Patel “bullied” staff, inquiry concludes

Inquriy head, Sir Alex Allan, has resigned from his post after Boris Johnson refused to act against the Home Secretary.

20 Nov 2020| News

An inquiry into the behaviour of Home Secretary, Priti Patel, who faces legal action from former employees over her treatment of them at the workplace, has found that she broke the ministerial code on bullying.

This is according to “informed sources”, who spoke to several major newspapers, as the government has so-far failed to publish the inquiry’s final report.

A person understood to have seen the report told the BBC that it was “unambiguous in stating that Priti Patel broke the ministerial code and that the Prime Minister buried it”, although it also allows that the harm caused by her conduct may have been unintentional.

The inquiry found that Patel’s behaviour, on several occasions, met the civil service’s definition of bullying – “intimidating or insulting behaviour that makes an individual feel uncomfortable, frightened, less respected or put down”.

Boris Johnson was expected to rule on Patel’s fitness for office after the conclusion of the report was leaked yesterday (19 November), but today has declared the matter “closed” and announced that the Home Secretary will keep her job. In response, Sir Alex Allan – author of the report and an independent advisor to the prime minister on ministerial standards – has resigned.

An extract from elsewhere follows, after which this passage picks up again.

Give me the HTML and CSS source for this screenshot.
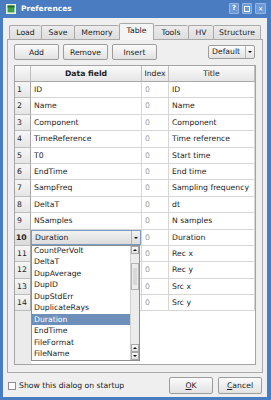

It is believed the report was passed to the Prime Minister months ago, but never saw the light of day, in actions the Shadow Home Secretary, Nick Thomas-Symonds, has warned look increasingly like a “cover up”.

Labour leader, Keir Starmer, added: “It is hard to imagine another workplace in the UK where this behaviour would be condoned by those at the top.”

“The government should be setting an example. Instead, it is one rule for Boris Johnson and his friends, another for everyone else.”

Scrutiny into the Home Secretary’s behaviour began when senior civil servant, Sir Philip Rutnam, quit his post as Permanent Secretary in February, claiming to have been the victim of a “vicious and orchestrated campaign” after he attempted to challenge her treatment of her staff.

Other civil servants have since come forward to corroborate his story, with reports of workers collapsing after disputes with Patel, and of one person being given a £25,000 settlement as alleged ‘hush money’ after attempting suicide when they were forced out of their job.

Sir Rutnam has taken legal action against the Home Secretary and his case for constructive dismissal is due to be heard at an Employment Tribunal next September.